As if it’s not enough that the golden passports will continue to haunt this government, seeing as the incumbent was a member of the previous administration for nine of those ten years, there are so many other issues that Cyprus needs to regain its credibility. And this effort should come from the chief executive.

The ‘Amalthia’ maritime aid corridor to Gaza has not inspired, considering that the EU itself has failed the Palestinians miserably, with a total absence of foreign policy initiatives for the Middle East and eastern Mediterranean.

Cheesemakers are pulling our leg constantly changing the ingredients ratios of the PDO halloumi, with Cyprus losing further credibility in Brussels and the rest of the EU. Should the agriculture minister be sacked because of the incompetence and indecisiveness of others?

The energy minister is struggling to keep Chevron engaged in offshore gas exploration, driving a hard bargain at a time when we clearly do not have the upper hand. However, he does not seem to be putting his foot down when it comes delays in the Vassiliko LNG plant, while the EuroAsia interconnector electricity cable was handed on a silver plate to Chinse interests, upsetting our European and Atlantic partners further and depriving Cyprus of any future say in the power link.

The police reform we have heard so much about from incumbent and previous justice ministers, does not seem to be going anywhere. And no one is genuinely concerned about reforming and upgrading the police, simply so as not to upset the status with public sector trade unions.
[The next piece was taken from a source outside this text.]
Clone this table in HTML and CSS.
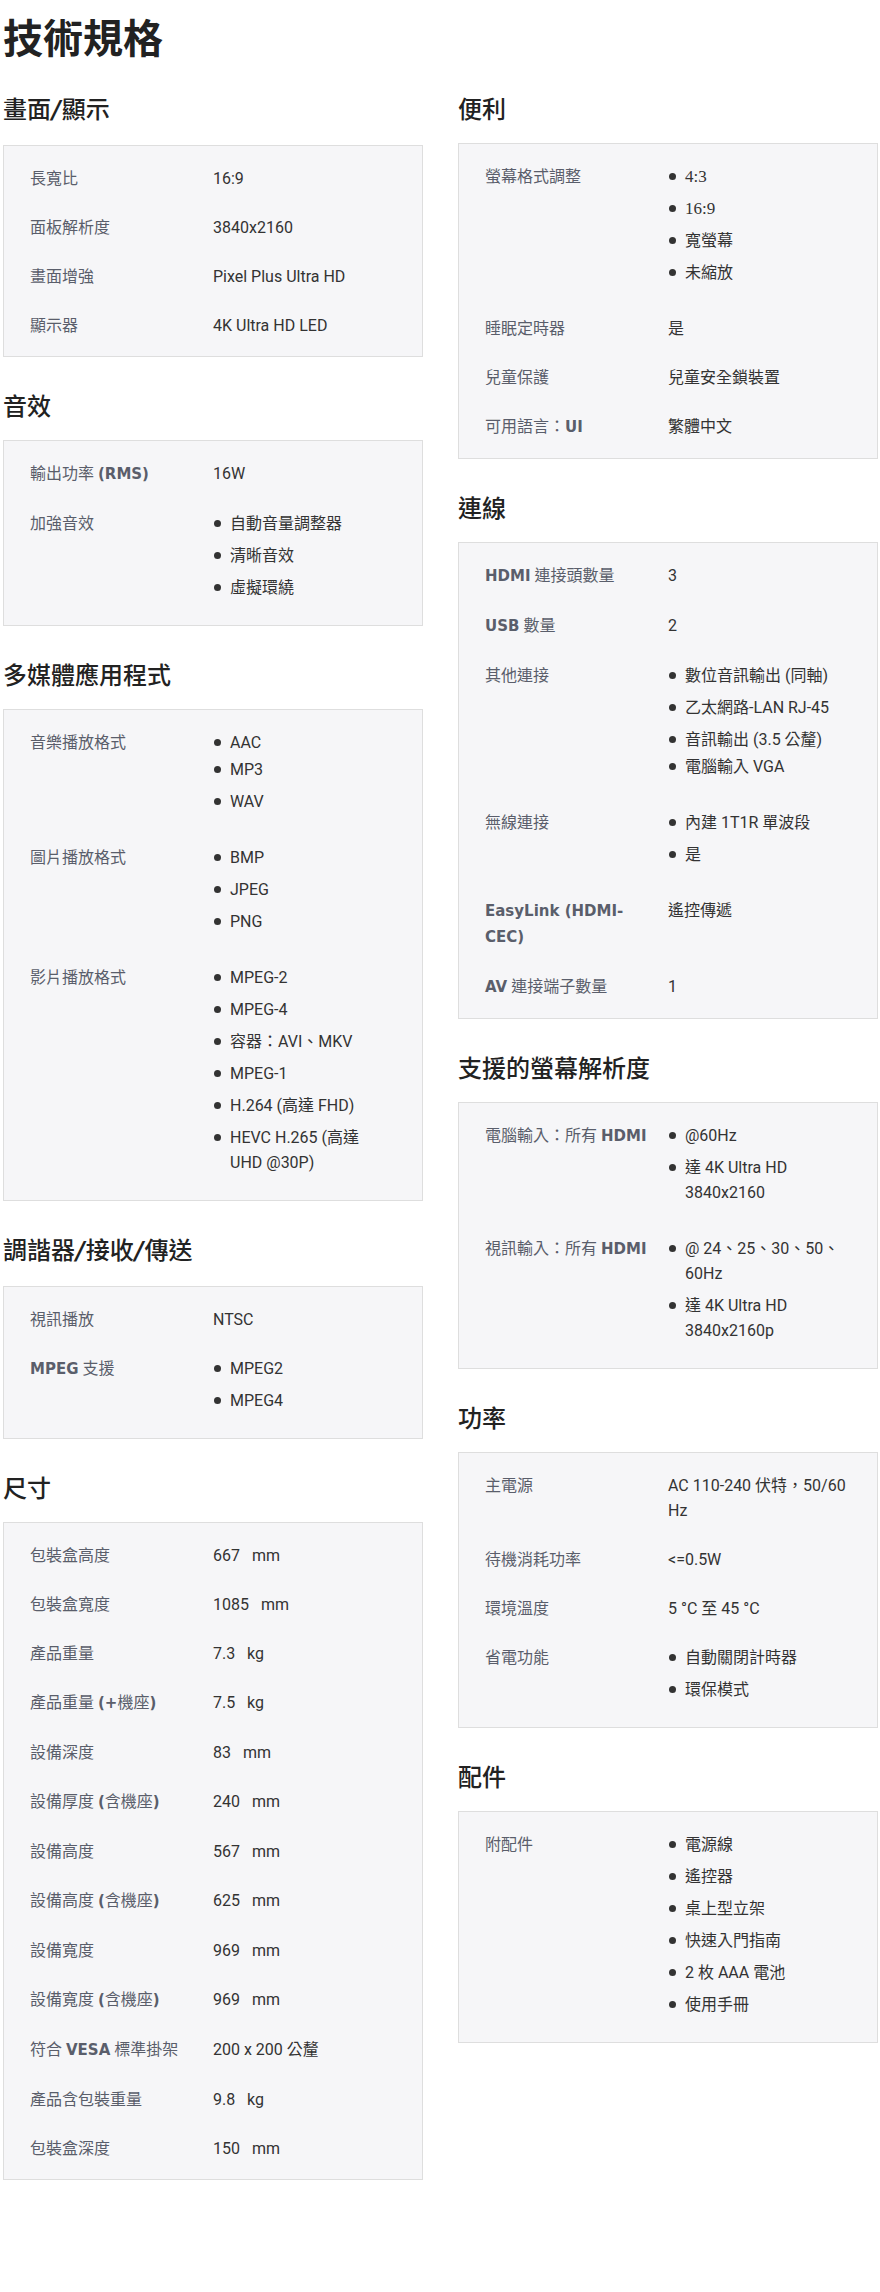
FILE: index.html
```html
<!DOCTYPE html>
<html lang="zh-Hant">
<head>
<meta charset="utf-8">
<title>技術規格</title>
<link rel="stylesheet" href="styles.css">
</head>
<body>
<div class="page">
  <h1 class="title">技術規格</h1>

  <div class="col">
    <h2 class="sec-h">畫面<span class="sl">/</span>顯示</h2>
    <div class="box">
      <div class="row"><div class="k">長寬比</div><div class="v">16:9</div></div>
      <div class="row"><div class="k">面板解析度</div><div class="v">3840x2160</div></div>
      <div class="row"><div class="k">畫面增強</div><div class="v">Pixel Plus Ultra HD</div></div>
      <div class="row"><div class="k">顯示器</div><div class="v">4K Ultra HD LED</div></div>
    </div>

    <h2 class="sec-h">音效</h2>
    <div class="box">
      <div class="row"><div class="k">輸出功率 <b>(RMS)</b></div><div class="v">16W</div></div>
      <div class="row"><div class="k">加強音效</div>
        <ul class="v list"><li>自動音量調整器</li><li>清晰音效</li><li>虛擬環繞</li></ul></div>
    </div>

    <h2 class="sec-h">多媒體應用程式</h2>
    <div class="box">
      <div class="row"><div class="k">音樂播放格式</div>
        <ul class="v list"><li>AAC</li><li class="tight">MP3</li><li>WAV</li></ul></div>
      <div class="row"><div class="k">圖片播放格式</div>
        <ul class="v list"><li>BMP</li><li>JPEG</li><li>PNG</li></ul></div>
      <div class="row"><div class="k">影片播放格式</div>
        <ul class="v list"><li>MPEG-2</li><li>MPEG-4</li><li>容器：AVI、MKV</li><li>MPEG-1</li><li>H.264 (高達 FHD)</li><li>HEVC H.265 (高達<br>UHD @30P)</li></ul></div>
    </div>

    <h2 class="sec-h">調諧器<span class="sl">/</span>接收<span class="sl">/</span>傳送</h2>
    <div class="box">
      <div class="row"><div class="k">視訊播放</div><div class="v">NTSC</div></div>
      <div class="row"><div class="k"><b>MPEG</b> 支援</div>
        <ul class="v list"><li>MPEG2</li><li>MPEG4</li></ul></div>
    </div>

    <h2 class="sec-h">尺寸</h2>
    <div class="box">
      <div class="row"><div class="k">包裝盒高度</div><div class="v">667&nbsp;&nbsp; mm</div></div>
      <div class="row"><div class="k">包裝盒寬度</div><div class="v">1085&nbsp;&nbsp; mm</div></div>
      <div class="row"><div class="k">產品重量</div><div class="v">7.3&nbsp;&nbsp; kg</div></div>
      <div class="row"><div class="k">產品重量 <b>(+</b>機座<b>)</b></div><div class="v">7.5&nbsp;&nbsp; kg</div></div>
      <div class="row"><div class="k">設備深度</div><div class="v">83&nbsp;&nbsp; mm</div></div>
      <div class="row"><div class="k">設備厚度 <b>(</b>含機座<b>)</b></div><div class="v">240&nbsp;&nbsp; mm</div></div>
      <div class="row"><div class="k">設備高度</div><div class="v">567&nbsp;&nbsp; mm</div></div>
      <div class="row"><div class="k">設備高度 <b>(</b>含機座<b>)</b></div><div class="v">625&nbsp;&nbsp; mm</div></div>
      <div class="row"><div class="k">設備寬度</div><div class="v">969&nbsp;&nbsp; mm</div></div>
      <div class="row"><div class="k">設備寬度 <b>(</b>含機座<b>)</b></div><div class="v">969&nbsp;&nbsp; mm</div></div>
      <div class="row"><div class="k">符合 <b>VESA</b> 標準掛架</div><div class="v">200 x 200 公釐</div></div>
      <div class="row"><div class="k">產品含包裝重量</div><div class="v">9.8&nbsp;&nbsp; kg</div></div>
      <div class="row"><div class="k">包裝盒深度</div><div class="v">150&nbsp;&nbsp; mm</div></div>
    </div>
  </div>

  <div class="col">
    <h2 class="sec-h">便利</h2>
    <div class="box">
      <div class="row"><div class="k">螢幕格式調整</div>
        <ul class="v list"><li><span class="serif">4:3</span></li><li><span class="serif">16:9</span></li><li>寬螢幕</li><li>未縮放</li></ul></div>
      <div class="row"><div class="k">睡眠定時器</div><div class="v">是</div></div>
      <div class="row"><div class="k">兒童保護</div><div class="v">兒童安全鎖裝置</div></div>
      <div class="row"><div class="k">可用語言：<b>UI</b></div><div class="v">繁體中文</div></div>
    </div>

    <h2 class="sec-h">連線</h2>
    <div class="box">
      <div class="row"><div class="k"><b>HDMI</b> 連接頭數量</div><div class="v">3</div></div>
      <div class="row"><div class="k"><b>USB</b> 數量</div><div class="v">2</div></div>
      <div class="row"><div class="k">其他連接</div>
        <ul class="v list"><li>數位音訊輸出 (同軸)</li><li>乙太網路-LAN RJ-45</li><li>音訊輸出 (3.5 公釐)</li><li class="tight">電腦輸入 VGA</li></ul></div>
      <div class="row"><div class="k">無線連接</div>
        <ul class="v list"><li>內建 1T1R 單波段</li><li>是</li></ul></div>
      <div class="row"><div class="k"><b>EasyLink (HDMI-<br>CEC)</b></div><div class="v">遙控傳遞</div></div>
      <div class="row"><div class="k"><b>AV</b> 連接端子數量</div><div class="v">1</div></div>
    </div>

    <h2 class="sec-h">支援的螢幕解析度</h2>
    <div class="box">
      <div class="row"><div class="k">電腦輸入：所有 <b>HDMI</b></div>
        <ul class="v list"><li>@60Hz</li><li>達 4K Ultra HD<br>3840x2160</li></ul></div>
      <div class="row"><div class="k">視訊輸入：所有 <b>HDMI</b></div>
        <ul class="v list"><li>@ 24、25、30、50、<br>60Hz</li><li>達 4K Ultra HD<br>3840x2160p</li></ul></div>
    </div>

    <h2 class="sec-h">功率</h2>
    <div class="box">
      <div class="row"><div class="k">主電源</div><div class="v">AC 110-240 伏特，50/60<br>Hz</div></div>
      <div class="row"><div class="k">待機消耗功率</div><div class="v">&lt;=0.5W</div></div>
      <div class="row"><div class="k">環境溫度</div><div class="v">5 °C 至 45 °C</div></div>
      <div class="row"><div class="k">省電功能</div>
        <ul class="v list"><li>自動關閉計時器</li><li>環保模式</li></ul></div>
    </div>

    <h2 class="sec-h">配件</h2>
    <div class="box">
      <div class="row"><div class="k">附配件</div>
        <ul class="v list"><li>電源線</li><li>遙控器</li><li>桌上型立架</li><li>快速入門指南</li><li>2 枚 AAA 電池</li><li>使用手冊</li></ul></div>
    </div>
  </div>
</div>
</body>
</html>
```

FILE: styles.css
```css
html, body {
  margin: 0;
  padding: 0;
  background: #ffffff;
}

body {
  font-family: Roboto, "Noto Sans CJK TC", sans-serif;
  color: #333333;
}

.page {
  display: grid;
  grid-template-columns: 420px 420px;
  column-gap: 35px;
  align-items: start;
  padding: 0 2px 0 3px;
}

.title {
  grid-column: 1 / -1;
  margin: 12px 0 0;
  font-family: "Noto Sans CJK TC", sans-serif;
  font-size: 40px;
  line-height: 48px;
  font-weight: 700;
  color: #222222;
}

.sec-h {
  margin: 32px 0 19px;
  font-family: "Noto Sans CJK TC", sans-serif;
  font-size: 24px;
  line-height: 32px;
  font-weight: 500;
  color: #222222;
}

.sec-h .sl {
  font-family: "DejaVu Sans", sans-serif;
  font-weight: 700;
  font-style: italic;
  margin: 0 1px;
}

.box {
  background: #f6f6f8;
  border: 1px solid #dedede;
  padding: 8px 27px 6px 26px;
}

.row {
  display: grid;
  grid-template-columns: 171px 1fr;
  column-gap: 12px;
  padding: 12px 0;
  font-size: 16px;
  line-height: 25px;
}

.k {
  color: #5a5e6b;
  white-space: nowrap;
}

.k b {
  font-family: "DejaVu Sans", sans-serif;
  font-size: 15px;
  font-weight: 700;
}

.v {
  color: #333333;
  white-space: nowrap;
}

.list {
  list-style: none;
  margin: 0;
  padding: 0;
}

.list li {
  position: relative;
  padding-left: 17px;
  margin-bottom: 7px;
}

.list li::before {
  content: "";
  position: absolute;
  left: 1px;
  top: 9px;
  width: 7px;
  height: 7px;
  border-radius: 50%;
  background: #333333;
}

.list li.tight {
  margin-top: -5px;
}

.serif {
  font-family: "Liberation Serif", serif;
  font-size: 17px;
}
```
The same labour groups that do not want to see reforms in education either, despite the standards of learning in Cyprus reaching rock bottom.

If the president wants to regain credibility, for his administration or for the country in general, he needs to take the bull from the horns and confront the realities plaguing society. He’s had ten months to get to get his administration in order and can no longer afford any further delays.